Showing 4 Publications by Hans Bader

Amicus Brief, Fox Television Stations, Inc. v. Aereo Killer LLC, 9th Circuit

Amicus Brief Although the immediate question presented in this case is whether Internet-based retransmission services are eligible for the compulsory license made available by Section 111 of the Copyright Act, this statute does not exist in a vacuum.

Summary

Although the immediate question presented in this case is whether Internet-based retransmission services are eligible for the compulsory license made available by Section 111 of the Copyright Act, this statute does not exist in a vacuum. Rather, Congress has established a comprehensive statutory regime governing the retransmission of broadcast television through several laws that span two titles of the United States Code. In particular, Section 111’s compulsory license is available only to a “cable system”—a type of broadcast retransmission service that is also subject to, and defined by, a host of statutory requirements enacted by Congress in the 1992 Cable Act. When the Copyright Act is read in conjunction with the Cable Act, as it must be, along with other provisions of the Communications Act and a long line of judicial decisions, the unmistakable conclusion is that Defendants’ service cannot be a “cable system” within the meaning of the Copyright Act.
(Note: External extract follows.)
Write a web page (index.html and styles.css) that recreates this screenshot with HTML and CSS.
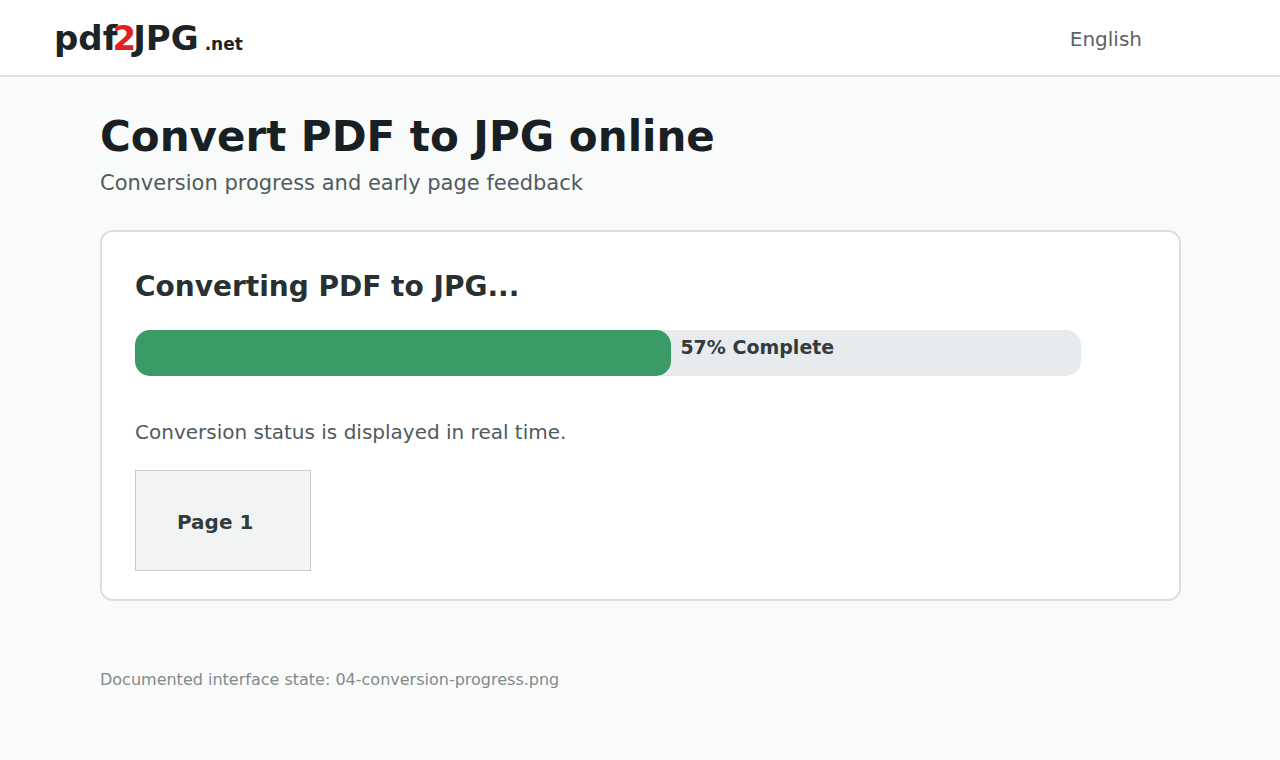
FILE: index.html
```
<!DOCTYPE html>
<html lang="en">
<head>
<meta charset="UTF-8" />
<meta name="viewport" content="width=device-width, initial-scale=1.0" />
<title>Convert PDF to JPG online</title>
<link rel="stylesheet" href="styles.css">
</head>
<body>

<header class="topbar">
  <a class="logo" href="#"><span>pdf</span><span class="two">2</span><span class="jpg">JPG</span><span class="net">.net</span></a>
  <a class="lang" href="#">English</a>
</header>

<main class="content">
  <h1>Convert PDF to JPG online</h1>
  <p class="subtitle">Conversion progress and early page feedback</p>

  <section class="card">
    <h2>Converting PDF to JPG...</h2>
    <div class="progress" role="progressbar" aria-label="Conversion" aria-valuemin="0" aria-valuemax="100" aria-valuenow="57">
      <div class="bar" style="width: 56.7%"></div>
      <span class="percent">57% Complete</span>
    </div>
    <p class="status">Conversion status is displayed in real time.</p>
    <div class="page">Page 1</div>
  </section>

  <p class="note">Documented interface state: 04-conversion-progress.png</p>
</main>

</body>
</html>
```
FILE: styles.css
```
* { box-sizing: border-box; }
body { margin: 0; font-family: "DejaVu Sans", Verdana, sans-serif; background: #f9fbfa; color: #182024; }
h1, h2, p { margin: 0; }
a { color: inherit; text-decoration: none; }

.topbar { display: flex; justify-content: space-between; align-items: flex-start; min-height: 77px; padding: 18px 138px 0 54px; background: #fff; border-bottom: 2px solid #dfe1e5; }
.logo { display: flex; align-items: baseline; font-size: 34px; line-height: 40px; font-weight: bold; color: #1c2426; }
.two { margin-left: -5px; color: #e02024; }
.jpg { margin-left: -3px; }
.net { margin-left: 6px; font-size: 17px; }
.lang { padding-top: 9px; font-size: 20px; line-height: 24px; color: #5a6464; }

.content { padding: 35px 99px 0 100px; }
h1 { font-size: 42px; line-height: 50px; }
.subtitle { margin-top: 9px; font-size: 21px; line-height: 24px; color: #505a5f; }

.card { margin-top: 35px; padding: 39px 33px 28px; background: #fff; border: 2px solid #dadee1; border-radius: 13px; }
h2 { font-size: 28px; line-height: 32px; color: #283032; }
.progress { display: flex; height: 46px; margin: 27px 65px 0 0; background: #e7ebee; border-radius: 15px; }
.bar { background: #3a9b66; border-radius: 15px; }
.percent { margin-left: 9px; padding-top: 5px; font-size: 19px; line-height: 24px; font-weight: bold; color: #323c3e; }
.status { margin-top: 44px; font-size: 20px; line-height: 24px; color: #505a5f; }
.page { width: 176px; margin-top: 26px; padding: 40px 41px 36px; background: #f2f4f3; border: 1px solid #c8cccc; font-size: 20px; line-height: 23px; font-weight: bold; color: #323c3e; }

.note { margin-top: 69px; font-size: 16px; line-height: 20px; color: #828a8c; }
```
Of greatest importance to Congress’s legislative framework governing retransmission is the requirement that any entity retransmitting broadcast television—regardless of the technical means—first obtain consent from the owner or primary transmitter of the television programming. By interpreting the Copyright Act’s compulsory license to make it available to Internet-based retransmission services, the lower court undercuts that legislative framework. Although cable systems (and satellite carriers) are eligible for a compulsory copyright license for which they do not need explicit permission from television program owners, under the Communications Act they must still generally obtain a broadcast station’s consent before retransmitting its signal. To obtain this consent, cable companies must generally pay an agreed upon amount to broadcasters on top of statutory copyright royalties. For all other entities that wish to retransmit broadcast television, no compulsory copyright license is available; they must bargain for the right to publicly perform television shows with the shows’ owners.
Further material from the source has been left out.